WRITTEN EXERCISE. From the records below, transcribe only the lines running from the one with "Write a component" through the one with "const slots = [0, 1];". Keep both of those end lines.

(Pages as source code)
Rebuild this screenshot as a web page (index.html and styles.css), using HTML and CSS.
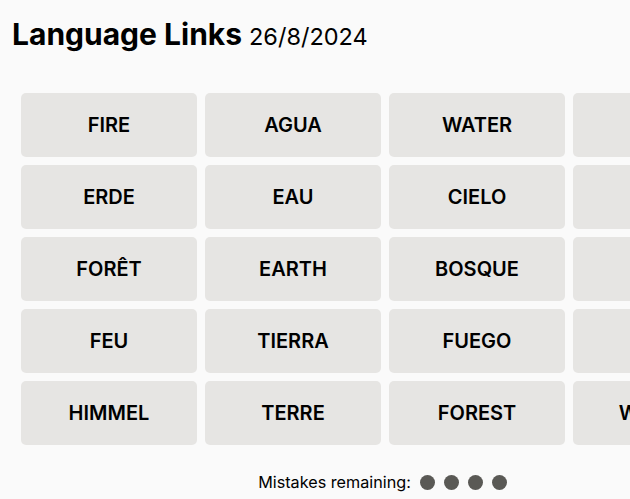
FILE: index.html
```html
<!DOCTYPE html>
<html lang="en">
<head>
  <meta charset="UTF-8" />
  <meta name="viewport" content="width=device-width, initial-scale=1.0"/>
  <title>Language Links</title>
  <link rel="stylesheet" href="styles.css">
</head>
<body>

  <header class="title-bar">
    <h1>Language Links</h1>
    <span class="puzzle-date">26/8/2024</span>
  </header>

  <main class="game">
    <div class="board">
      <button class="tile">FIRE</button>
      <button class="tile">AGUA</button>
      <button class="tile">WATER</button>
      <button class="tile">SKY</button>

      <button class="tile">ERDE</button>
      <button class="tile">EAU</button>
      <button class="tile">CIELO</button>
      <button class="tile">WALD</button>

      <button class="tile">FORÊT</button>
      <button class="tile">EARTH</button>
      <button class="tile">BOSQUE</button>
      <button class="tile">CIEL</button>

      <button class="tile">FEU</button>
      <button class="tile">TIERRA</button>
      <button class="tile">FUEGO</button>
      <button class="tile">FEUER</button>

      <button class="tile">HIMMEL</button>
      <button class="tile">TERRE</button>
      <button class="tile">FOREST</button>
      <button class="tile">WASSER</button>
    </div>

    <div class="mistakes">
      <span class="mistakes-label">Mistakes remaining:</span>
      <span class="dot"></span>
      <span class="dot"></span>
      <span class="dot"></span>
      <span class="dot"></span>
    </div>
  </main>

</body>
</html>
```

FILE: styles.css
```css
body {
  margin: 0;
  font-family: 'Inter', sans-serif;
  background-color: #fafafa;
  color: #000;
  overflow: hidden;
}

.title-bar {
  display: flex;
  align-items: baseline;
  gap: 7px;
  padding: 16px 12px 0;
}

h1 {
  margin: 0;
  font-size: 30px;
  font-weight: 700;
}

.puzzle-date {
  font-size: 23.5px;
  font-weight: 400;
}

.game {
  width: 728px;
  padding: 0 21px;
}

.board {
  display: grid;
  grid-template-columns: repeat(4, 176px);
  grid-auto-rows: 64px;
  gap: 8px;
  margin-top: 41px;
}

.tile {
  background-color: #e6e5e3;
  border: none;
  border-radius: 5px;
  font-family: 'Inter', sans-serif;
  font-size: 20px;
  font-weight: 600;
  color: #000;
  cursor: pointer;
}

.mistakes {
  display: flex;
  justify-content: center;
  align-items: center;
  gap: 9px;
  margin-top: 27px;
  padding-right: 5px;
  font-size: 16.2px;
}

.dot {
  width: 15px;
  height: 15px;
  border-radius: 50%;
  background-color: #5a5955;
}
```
--
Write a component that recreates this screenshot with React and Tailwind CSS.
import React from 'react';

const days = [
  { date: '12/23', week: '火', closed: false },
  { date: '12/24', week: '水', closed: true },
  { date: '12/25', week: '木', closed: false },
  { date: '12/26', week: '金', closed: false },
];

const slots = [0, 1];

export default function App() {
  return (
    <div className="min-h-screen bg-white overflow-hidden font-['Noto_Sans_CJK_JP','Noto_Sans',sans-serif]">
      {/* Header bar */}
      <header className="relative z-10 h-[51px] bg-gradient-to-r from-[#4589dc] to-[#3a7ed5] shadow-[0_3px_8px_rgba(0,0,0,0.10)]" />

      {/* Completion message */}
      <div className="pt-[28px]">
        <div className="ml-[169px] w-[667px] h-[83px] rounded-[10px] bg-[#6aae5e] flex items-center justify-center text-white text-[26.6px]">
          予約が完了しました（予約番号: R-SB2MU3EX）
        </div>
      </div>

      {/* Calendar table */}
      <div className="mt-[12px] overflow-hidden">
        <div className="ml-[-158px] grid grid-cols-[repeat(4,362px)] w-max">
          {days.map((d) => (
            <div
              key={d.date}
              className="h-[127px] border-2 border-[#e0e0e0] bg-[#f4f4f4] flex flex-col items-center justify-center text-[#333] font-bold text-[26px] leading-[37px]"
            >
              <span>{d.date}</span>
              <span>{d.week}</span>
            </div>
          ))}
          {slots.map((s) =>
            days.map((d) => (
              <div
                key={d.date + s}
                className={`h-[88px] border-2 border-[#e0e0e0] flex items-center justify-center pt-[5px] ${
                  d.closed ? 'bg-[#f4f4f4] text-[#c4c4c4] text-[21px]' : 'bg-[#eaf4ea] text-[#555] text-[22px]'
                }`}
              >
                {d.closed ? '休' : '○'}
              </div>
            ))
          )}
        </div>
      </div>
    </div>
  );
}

RESULT OF THIS EXERCISE.
Write a component that recreates this screenshot with React and Tailwind CSS.
import React from 'react';

const days = [
  { date: '12/23', week: '火', closed: false },
  { date: '12/24', week: '水', closed: true },
  { date: '12/25', week: '木', closed: false },
  { date: '12/26', week: '金', closed: false },
];

const slots = [0, 1];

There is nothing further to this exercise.